If UFS didn't allow holes in files, we could bypass the bmap in all the cases that the page was in memory. One possible solution is to remember whether the file has holes and do the bmap only if the page is not in memory or if the file has holes.
Data in the inode
Many files are small, less than 2KB. Caching small files in the system causes fragmentation since the cache is made up of pages which are typically larger than the average file. We would like the caching effect without the fragmentation effect. This could be achieved by increasing the size of the inode in memory and caching small files in the extra space. This is already done for symbolic links of the link is small enough. Inodes are already cached in the system separately from pages which means that the system could satisfy many requests directly from the inode instead of the page cache. This would not work for mmap() since the data would not be page aligned.
Extents vs blocks
UFS maintains a physical block number for each logical block number. Given that UFS now allocates mostly contiguous files, there is a potential for substantial space savings by storing extent tuples of instead of a long list of physical blocks. Unfortunately, this would mean an on-disk format change which is not acceptable for UFS. However, if this idea were coupled with the inode cache, large files could use the extra space as a bmap cache. To maximize the benefit of the space, the cache could be a cache of extent tuples.
B_ORDER
We would like to improve performance of UFS for the average user, not just the users who want high sequential I/O rates. One approach is to discard UFS in favor of a log-based file system. However, there are improvements that can be made to UFS today, and the installed base of UFS disks makes them worth considering.

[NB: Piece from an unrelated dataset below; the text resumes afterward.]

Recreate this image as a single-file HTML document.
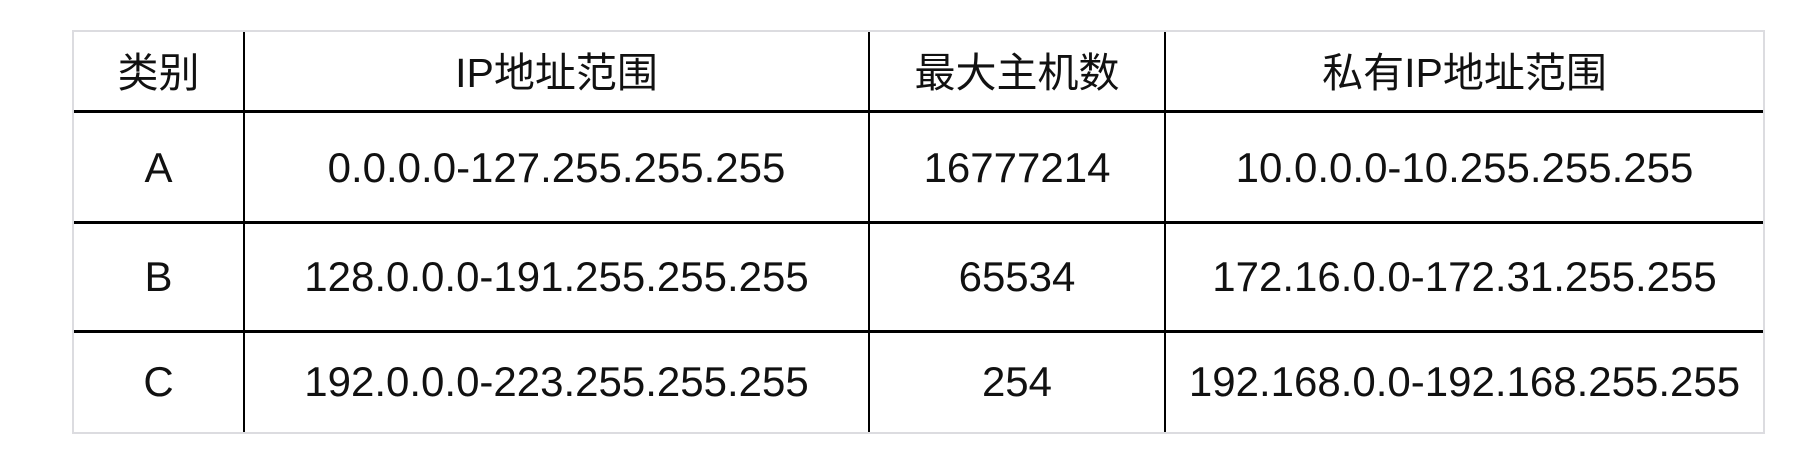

A long standing problem with UFS is that it does many operations, such as directory updates, synchronously to maintain file system consistency on the disk. The file system uses synchronous writes to insure an absolute ordring when necessary. If there was a way to insure the order of critical writes, the file system would be able to do many operations asychronously. The performance of commands like rm * would improve substantially.
The B_ORDER flag would be passed down to the various disk drivers. Requests in the disk queue with the B_ORDER flag may not be reordered by the driver, by disksort or by the controller.